The AI program called AlphaHoldem equaled four sophisticated human players in a 10,000-hand two-player competition, after three days of self-training, according to a paper to be presented at AAAI 2022, a global AI conference to be held in Vancouver in February next year.
Texas hold'em is a popular poker game in which players often deceive and bluff. It is more similar to real-world problems than go and chess since decisions are made with imperfect information.
The researchers from the Institute of Automation under the Chinese Academy of Sciences (CAS) reported that AlphaHoldem, a fast learner, used only about three to four milliseconds for each movement, about 1,000 times quicker than that of first-generation AI hold'em players DeepStack and Libratus.
AlphaHoldem got the better of DeepStack in a 100,000-hand competition, according to the researchers.
DeepStack, developed by the University of Alberta and Libratus, developed by Carnegie Mellon University, beat professional players in heads-up no-limit two-player hold'em in 2016 and 2017.
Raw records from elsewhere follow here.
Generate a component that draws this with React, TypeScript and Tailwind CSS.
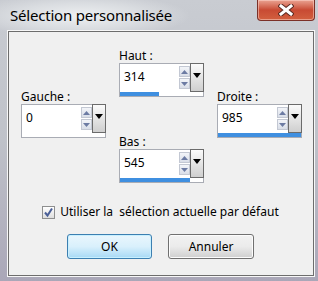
import React from 'react'

// Spin box with arrows, drop button and a progress bar underneath
function SpinBox({ value, fill }: { value: string; fill: number }) {
  return (
    <div className="flex h-[34px] w-[85px] flex-col border border-[#a9acb4] bg-white">
      <div className="flex h-[28px]">
        <div className="flex-1 pl-[4px] pt-[5px] text-[12px] leading-[15px] text-black">{value}</div>
        <div className="flex w-[11px] flex-col gap-[1px] pt-[2px]">
          <div className="flex h-[11px] items-center justify-center border border-[#c3c8d3] bg-gradient-to-b from-[#f3f5f9] to-[#d9dee8]">
            <svg width="7" height="4" viewBox="0 0 7 4">
              <polygon points="0,4 3.5,0 7,4" fill="#6c7ba3" />
            </svg>
          </div>
          <div className="flex h-[11px] items-center justify-center border border-[#c3c8d3] bg-gradient-to-b from-[#f3f5f9] to-[#d9dee8]">
            <svg width="7" height="4" viewBox="0 0 7 4">
              <polygon points="0,0 3.5,4 7,0" fill="#6c7ba3" />
            </svg>
          </div>
        </div>
        <div className="-mr-[1px] -mt-[1px] flex h-[29px] w-[14px] justify-center border border-[#6b6b6b] bg-gradient-to-b from-[#fbfbfb] to-[#cfcfcf] pt-[9px]">
          <svg width="8" height="5" viewBox="0 0 8 5">
            <polygon points="0,0 4,5 8,0" fill="#000" />
          </svg>
        </div>
      </div>
      <div className="mt-auto h-[4px] w-full">
        <div className="h-full bg-[#3f8fe0]" style={{ width: `${fill}%` }} />
      </div>
    </div>
  )
}

function Field({ label, value, fill }: { label: string; value: string; fill: number }) {
  return (
    <div className="flex flex-col">
      <div className="h-[15px] text-[12px] leading-[15px] text-black">{label}</div>
      <SpinBox value={value} fill={fill} />
    </div>
  )
}

export default function App() {
  return (
    <div
      className="flex h-[281px] w-[318px] flex-col overflow-hidden bg-gradient-to-b from-[#c9ccd2] via-[#bfc2c9] to-[#aaa7b8]"
      style={{ fontFamily: '"Noto Sans", "Open Sans", sans-serif' }}
    >
      {/* Title bar */}
      <div className="flex h-[31px] items-start bg-[radial-gradient(ellipse_110px_22px_at_80px_16px,#eef0f2_0%,#d9dce0_60%,transparent_100%)]">
        <div className="pl-[10px] pt-[5px] text-[15px] leading-[20px] tracking-[-0.2px] text-black">
          Sélection personnalisée
        </div>
        <div className="ml-auto mr-[3px] flex h-[21px] w-[58px] items-center justify-center rounded-b-[4px] border border-t-0 border-[#7b3028] bg-gradient-to-b from-[#e9a392] via-[#c84a33] to-[#d2603f] shadow-[inset_0_0_0_1px_rgba(255,220,210,0.5)]">
          <svg width="16" height="12" viewBox="0 0 16 12">
            <path d="M3 2 L13 10 M13 2 L3 10" stroke="#5a2a22" strokeWidth="5" strokeLinecap="square" />
            <path d="M3 2 L13 10 M13 2 L3 10" stroke="#fff" strokeWidth="3" strokeLinecap="square" />
          </svg>
        </div>
      </div>

      {/* Body */}
      <div className="ml-[8px] mr-[4px] flex h-[245px] flex-col border border-[#6d6d6d] bg-[#f0f0f0] pl-[12px] pr-[11px] shadow-[0_0_0_1px_#f7f7f7]">
        <div className="flex gap-[13px]">
          <div className="pt-[57px]">
            <Field label="Gauche :" value="0" fill={0} />
          </div>
          <div className="flex flex-col gap-[37px] pt-[16px]">
            <Field label="Haut :" value="314" fill={47} />
            <Field label="Bas :" value="545" fill={84} />
          </div>
          <div className="pt-[57px]">
            <Field label="Droite :" value="985" fill={100} />
          </div>
        </div>

        <div className="mt-[21px] flex h-[16px] items-center justify-center gap-[5px] pr-[2px]">
          <div className="flex h-[13px] w-[13px] items-center justify-center border border-[#8e8f8f] bg-gradient-to-b from-[#ffffff] to-[#dedede]">
            <svg width="11" height="11" viewBox="0 0 11 11">
              <path d="M2 5.5 L4.5 8.5 L9 1.5" stroke="#4a5f97" strokeWidth="2" fill="none" />
            </svg>
          </div>
          <span className="whitespace-pre text-[12px] leading-[16px] text-black">Utiliser la  sélection actuelle par défaut</span>
        </div>

        <div className="mt-[14px] flex justify-center gap-[16px] pr-[2px]">
          <button className="h-[25px] w-[85px] rounded-[3px] border border-[#3c7fb1] bg-gradient-to-b from-[#eaf6fd] via-[#d9f0fc] to-[#a7d9f5] text-[12px] text-black shadow-[inset_0_0_0_1px_#c8f0ff]">
            OK
          </button>
          <button className="h-[25px] w-[86px] rounded-[3px] border border-[#707070] bg-gradient-to-b from-[#f2f2f2] via-[#ebebeb] to-[#cfcfcf] text-[12px] text-black shadow-[inset_0_0_0_1px_#fcfcfc]">
            Annuler
          </button>
        </div>
      </div>
    </div>
  )
}
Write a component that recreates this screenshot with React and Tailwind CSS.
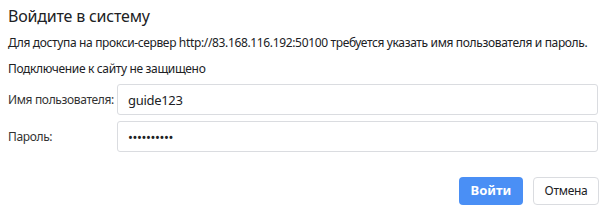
export default function App() {
  return (
    <div
      className="w-[603px] h-[210px] overflow-hidden bg-white text-[#202124] pl-2 pr-[4px] pt-[6px]"
      style={{ fontFamily: '"Segoe UI", "Noto Sans", sans-serif' }}
    >
      <h1 className="text-[16px] leading-[20px] mb-[9px] tracking-[-0.2px]">Войдите в систему</h1>
      <p className="text-[12px] leading-[16px] mb-[10px] whitespace-nowrap tracking-[-0.35px]">
        Для доступа на прокси-сервер http://83.168.116.192:50100 требуется указать имя пользователя и пароль.
      </p>
      <p className="text-[12px] leading-[16px] mb-[7px] whitespace-nowrap tracking-[-0.35px]">
        Подключение к сайту не защищено
      </p>

      <div className="flex flex-col gap-[6px] pr-[1px]">
        <div className="flex items-center">
          <label className="w-[109px] shrink-0 whitespace-nowrap text-[12px] tracking-[-0.35px] text-[#333]">
            Имя пользователя:
          </label>
          <input
            className="flex-1 min-w-0 h-[31px] border border-[#dadce0] rounded-[3px] px-[10px] text-[13px] tracking-[-0.3px] text-[#202124] outline-none"
            defaultValue="guide123"
          />
        </div>
        <div className="flex items-center">
          <label className="w-[109px] shrink-0 whitespace-nowrap text-[12px] tracking-[-0.35px] text-[#333]">
            Пароль:
          </label>
          <input
            type="password"
            className="flex-1 min-w-0 h-[31px] border border-[#dadce0] rounded-[3px] px-[10px] text-[13px] tracking-[-0.4px] text-[#202124] outline-none"
            defaultValue="1234567890"
          />
        </div>
      </div>

      <div className="flex justify-end gap-[10px] mt-[25px]">
        <button className="w-[64px] h-[28px] rounded-[4px] bg-[#4a8ff5] text-white text-[13px] font-bold">
          Войти
        </button>
        <button className="w-[66px] h-[28px] rounded-[4px] border border-[#dadce0] bg-white text-[#202124] text-[12px] tracking-[-0.3px]">
          Отмена
        </button>
      </div>
    </div>
  );
}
The two previous AI players, based on an algorithm called counterfactual regret minimization, spent respectively three and four seconds for each movement, consuming a large amount of computing power, the researchers said.
AlphaHoldem, which employs a new framework by incorporating deep-learning into a new self-play algorithm, used only eight GPUs during its training, which is ultra-lightweight compared with DeepStack's 13,000 GPUs, according to the CAS's recent news release.
The researchers said looking forward, they will apply the underlying technology to other games like mahjong and bridge, fostering smarter AI.